▸ Instructions for the task: Retype each line of the material exactly, please, skipping any picture in it.

>> BEGIN

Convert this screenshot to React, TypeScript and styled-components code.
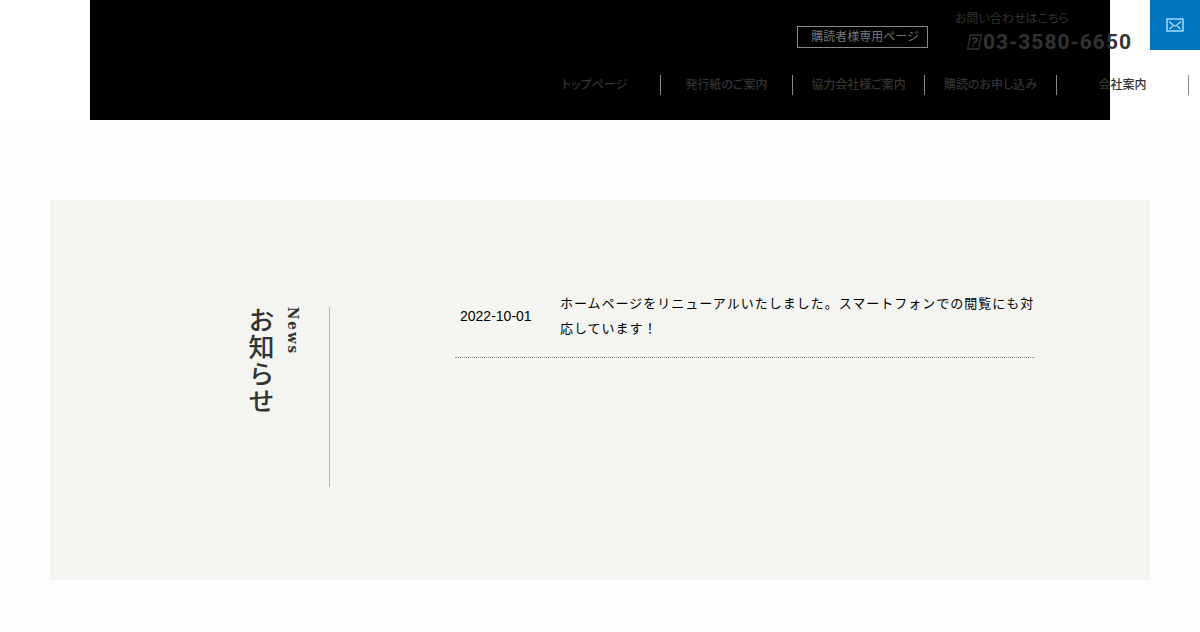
import React from "react";
import styled, { createGlobalStyle } from "styled-components";

const GlobalStyle = createGlobalStyle`
  * { box-sizing: border-box; }
  body {
    margin: 0;
    overflow-x: hidden;
    background: #fdfdfd;
    color: #000;
    font-family: "Liberation Sans", "Noto Sans CJK JP", sans-serif;
    font-size: 14px;
  }
  a { color: inherit; text-decoration: none; }
`;

const Header = styled.header`
  position: relative;
  padding: 0 90px;
  background: #fff;
`;

const HeaderInner = styled.div`
  display: flex;
  flex-direction: column;
  align-items: flex-end;
  height: 120px;
  background: #000;
  color: #333;
  font-size: 12px;
`;

const HeaderTop = styled.div`
  display: flex;
  align-items: flex-start;
  gap: 27px;
  margin-right: -22px;
  padding-top: 10px;
`;

const MemberLink = styled.a`
  margin-top: 16px;
  padding: 0 8px 0 13px;
  border: 1px solid #888;
  color: #777;
  line-height: 20px;
`;

const Contact = styled.div`
  width: 177px;
`;

const ContactLabel = styled.p`
  margin: 0;
  font-feature-settings: "palt";
  line-height: 18px;
`;

const Phone = styled.a`
  display: flex;
  align-items: center;
  justify-content: flex-end;
  font-family: Roboto, sans-serif;
  font-size: 21px;
  font-weight: 700;
  letter-spacing: 1px;
  line-height: 28px;
  white-space: nowrap;
`;

const Nav = styled.nav`
  margin: 19px -79px 0 0;
`;

const NavList = styled.ul`
  display: flex;
  margin: 0;
  padding: 0;
  list-style: none;
`;

const NavItem = styled.li`
  width: 132px;
  border-right: 1px solid #888;
  font-feature-settings: "palt";
  font-weight: 500;
  line-height: 20px;
  text-align: center;
  white-space: nowrap;
`;

const MailButton = styled.a`
  position: absolute;
  top: 0;
  right: 0;
  display: flex;
  align-items: center;
  justify-content: center;
  width: 50px;
  height: 50px;
  background: #0075c1;
  color: #b5e3fa;
`;

const News = styled.section`
  display: flex;
  gap: 125px;
  min-height: 380px;
  margin: 80px 50px 52px;
  padding: 91px 115px 92px;
  background: #f4f5f0;
`;

const NewsHeading = styled.div`
  flex: 0 0 165px;
  height: 180px;
  margin-top: 16px;
  padding-right: 24px;
  border-right: 1px solid #b5b5b2;
  color: #333;
  writing-mode: vertical-rl;
`;

const NewsLabel = styled.p`
  margin: 0;
  font-family: "DejaVu Serif Condensed", "DejaVu Serif", serif;
  font-size: 15px;
  font-weight: 700;
  letter-spacing: 2px;
  line-height: 24px;
`;

const NewsTitle = styled.h2`
  margin: 0 6px 0 0;
  font-size: 26px;
  font-weight: 500;
  letter-spacing: 1px;
  line-height: 32px;
`;

const NewsList = styled.dl`
  flex: 1;
  margin: 0;
`;

const NewsRow = styled.div`
  display: flex;
  align-items: center;
  gap: 24px;
  padding: 0 0 16px 5px;
  border-bottom: 1px dotted #888;
  line-height: 25px;
`;

const NewsDate = styled.dt`
  flex: 0 0 76px;
  white-space: nowrap;
`;

const NewsText = styled.dd`
  flex: 1;
  margin: 0;
  font-size: 13px;
  letter-spacing: 1px;
`;

const navItems = [
  "トップページ",
  "発行紙のご案内",
  "協力会社様ご案内",
  "購読のお申し込み",
  "会社案内",
];

const newsItems = [
  {
    date: "2022-10-01",
    text: "ホームページをリニューアルいたしました。スマートフォンでの閲覧にも対応しています！",
  },
];

function MailIcon() {
  return (
    <svg width="18" height="14" viewBox="0 0 18 14" fill="none" stroke="currentColor" aria-hidden="true">
      <rect x="1" y="1" width="16" height="12" strokeWidth="1.4" />
      <path d="M3 3.5 L7.4 7.3 Q9 8.6 10.6 7.3 L15 3.5 M3.5 11 L6.8 8 M14.5 11 L11.2 8" strokeWidth="1.2" />
    </svg>
  );
}

function PhoneMark() {
  return (
    <svg width="17" height="16" viewBox="0 0 17 16" fill="none" stroke="currentColor" aria-hidden="true">
      <path d="M4.5 1 H15.5 L12.5 15 H1.5 Z" strokeWidth="1.3" />
      <path d="M6.5 5.5 Q7.5 3.8 9.3 3.8 Q11.5 4 11 6 Q10.5 7.3 9 8 Q8 8.6 7.7 10 M7.4 11.2 L7.1 12.6" strokeWidth="1.8" />
    </svg>
  );
}

export default function App() {
  return (
    <>
      <GlobalStyle />
      <Header>
        <HeaderInner>
          <HeaderTop>
            <MemberLink href="#member">購読者様専用ページ</MemberLink>
            <Contact>
              <ContactLabel>お問い合わせはこちら</ContactLabel>
              <Phone href="tel:03-3580-6650">
                <PhoneMark />
                03-3580-6650
              </Phone>
            </Contact>
          </HeaderTop>
          <Nav>
            <NavList>
              {navItems.map((label) => (
                <NavItem key={label}>
                  <a href="#page">{label}</a>
                </NavItem>
              ))}
            </NavList>
          </Nav>
        </HeaderInner>
        <MailButton href="#contact" aria-label="お問い合わせ">
          <MailIcon />
        </MailButton>
      </Header>
      <main>
        <News>
          <NewsHeading>
            <NewsLabel>News</NewsLabel>
            <NewsTitle>お知らせ</NewsTitle>
          </NewsHeading>
          <NewsList>
            {newsItems.map((item) => (
              <NewsRow key={item.date}>
                <NewsDate>{item.date}</NewsDate>
                <NewsText>{item.text}</NewsText>
              </NewsRow>
            ))}
          </NewsList>
        </News>
      </main>
    </>
  );
}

>> END

▸ Correct response:
Convert this screenshot to React, TypeScript and styled-components code.
import React from "react";
import styled, { createGlobalStyle } from "styled-components";

const GlobalStyle = createGlobalStyle`
  * { box-sizing: border-box; }
  body {
    margin: 0;
    overflow-x: hidden;
    background: #fdfdfd;
    color: #000;
    font-family: "Liberation Sans", "Noto Sans CJK JP", sans-serif;
    font-size: 14px;
  }
  a { color: inherit; text-decoration: none; }
`;

const Header = styled.header`
  position: relative;
  padding: 0 90px;
  background: #fff;
`;

const HeaderInner = styled.div`
  display: flex;
  flex-direction: column;
  align-items: flex-end;
  height: 120px;
  background: #000;
  color: #333;
  font-size: 12px;
`;

const HeaderTop = styled.div`
  display: flex;
  align-items: flex-start;
  gap: 27px;
  margin-right: -22px;
  padding-top: 10px;
`;

const MemberLink = styled.a`
  margin-top: 16px;
  padding: 0 8px 0 13px;
  border: 1px solid #888;
  color: #777;
  line-height: 20px;
`;

const Contact = styled.div`
  width: 177px;
`;

const ContactLabel = styled.p`
  margin: 0;
  font-feature-settings: "palt";
  line-height: 18px;
`;

const Phone = styled.a`
  display: flex;
  align-items: center;
  justify-content: flex-end;
  font-family: Roboto, sans-serif;
  font-size: 21px;
  font-weight: 700;
  letter-spacing: 1px;
  line-height: 28px;
  white-space: nowrap;
`;

const Nav = styled.nav`
  margin: 19px -79px 0 0;
`;

const NavList = styled.ul`
  display: flex;
  margin: 0;
  padding: 0;
  list-style: none;
`;

const NavItem = styled.li`
  width: 132px;
  border-right: 1px solid #888;
  font-feature-settings: "palt";
  font-weight: 500;
  line-height: 20px;
  text-align: center;
  white-space: nowrap;
`;

const MailButton = styled.a`
  position: absolute;
  top: 0;
  right: 0;
  display: flex;
  align-items: center;
  justify-content: center;
  width: 50px;
  height: 50px;
  background: #0075c1;
  color: #b5e3fa;
`;

const News = styled.section`
  display: flex;
  gap: 125px;
  min-height: 380px;
  margin: 80px 50px 52px;
  padding: 91px 115px 92px;
  background: #f4f5f0;
`;

const NewsHeading = styled.div`
  flex: 0 0 165px;
  height: 180px;
  margin-top: 16px;
  padding-right: 24px;
  border-right: 1px solid #b5b5b2;
  color: #333;
  writing-mode: vertical-rl;
`;

const NewsLabel = styled.p`
  margin: 0;
  font-family: "DejaVu Serif Condensed", "DejaVu Serif", serif;
  font-size: 15px;
  font-weight: 700;
  letter-spacing: 2px;
  line-height: 24px;
`;

const NewsTitle = styled.h2`
  margin: 0 6px 0 0;
  font-size: 26px;
  font-weight: 500;
  letter-spacing: 1px;
  line-height: 32px;
`;

const NewsList = styled.dl`
  flex: 1;
  margin: 0;
`;

const NewsRow = styled.div`
  display: flex;
  align-items: center;
  gap: 24px;
  padding: 0 0 16px 5px;
  border-bottom: 1px dotted #888;
  line-height: 25px;
`;

const NewsDate = styled.dt`
  flex: 0 0 76px;
  white-space: nowrap;
`;

const NewsText = styled.dd`
  flex: 1;
  margin: 0;
  font-size: 13px;
  letter-spacing: 1px;
`;

const navItems = [
  "トップページ",
  "発行紙のご案内",
  "協力会社様ご案内",
  "購読のお申し込み",
  "会社案内",
];

const newsItems = [
  {
    date: "2022-10-01",
    text: "ホームページをリニューアルいたしました。スマートフォンでの閲覧にも対応しています！",
  },
];

function MailIcon() {
  return (
    <svg width="18" height="14" viewBox="0 0 18 14" fill="none" stroke="currentColor" aria-hidden="true">
      <rect x="1" y="1" width="16" height="12" strokeWidth="1.4" />
      <path d="M3 3.5 L7.4 7.3 Q9 8.6 10.6 7.3 L15 3.5 M3.5 11 L6.8 8 M14.5 11 L11.2 8" strokeWidth="1.2" />
    </svg>
  );
}

function PhoneMark() {
  return (
    <svg width="17" height="16" viewBox="0 0 17 16" fill="none" stroke="currentColor" aria-hidden="true">
      <path d="M4.5 1 H15.5 L12.5 15 H1.5 Z" strokeWidth="1.3" />
      <path d="M6.5 5.5 Q7.5 3.8 9.3 3.8 Q11.5 4 11 6 Q10.5 7.3 9 8 Q8 8.6 7.7 10 M7.4 11.2 L7.1 12.6" strokeWidth="1.8" />
    </svg>
  );
}

export default function App() {
  return (
    <>
      <GlobalStyle />
      <Header>
        <HeaderInner>
          <HeaderTop>
            <MemberLink href="#member">購読者様専用ページ</MemberLink>
            <Contact>
              <ContactLabel>お問い合わせはこちら</ContactLabel>
              <Phone href="tel:03-3580-6650">
                <PhoneMark />
                03-3580-6650
              </Phone>
            </Contact>
          </HeaderTop>
          <Nav>
            <NavList>
              {navItems.map((label) => (
                <NavItem key={label}>
                  <a href="#page">{label}</a>
                </NavItem>
              ))}
            </NavList>
          </Nav>
        </HeaderInner>
        <MailButton href="#contact" aria-label="お問い合わせ">
          <MailIcon />
        </MailButton>
      </Header>
      <main>
        <News>
          <NewsHeading>
            <NewsLabel>News</NewsLabel>
            <NewsTitle>お知らせ</NewsTitle>
          </NewsHeading>
          <NewsList>
            {newsItems.map((item) => (
              <NewsRow key={item.date}>
                <NewsDate>{item.date}</NewsDate>
                <NewsText>{item.text}</NewsText>
              </NewsRow>
            ))}
          </NewsList>
        </News>
      </main>
    </>
  );
}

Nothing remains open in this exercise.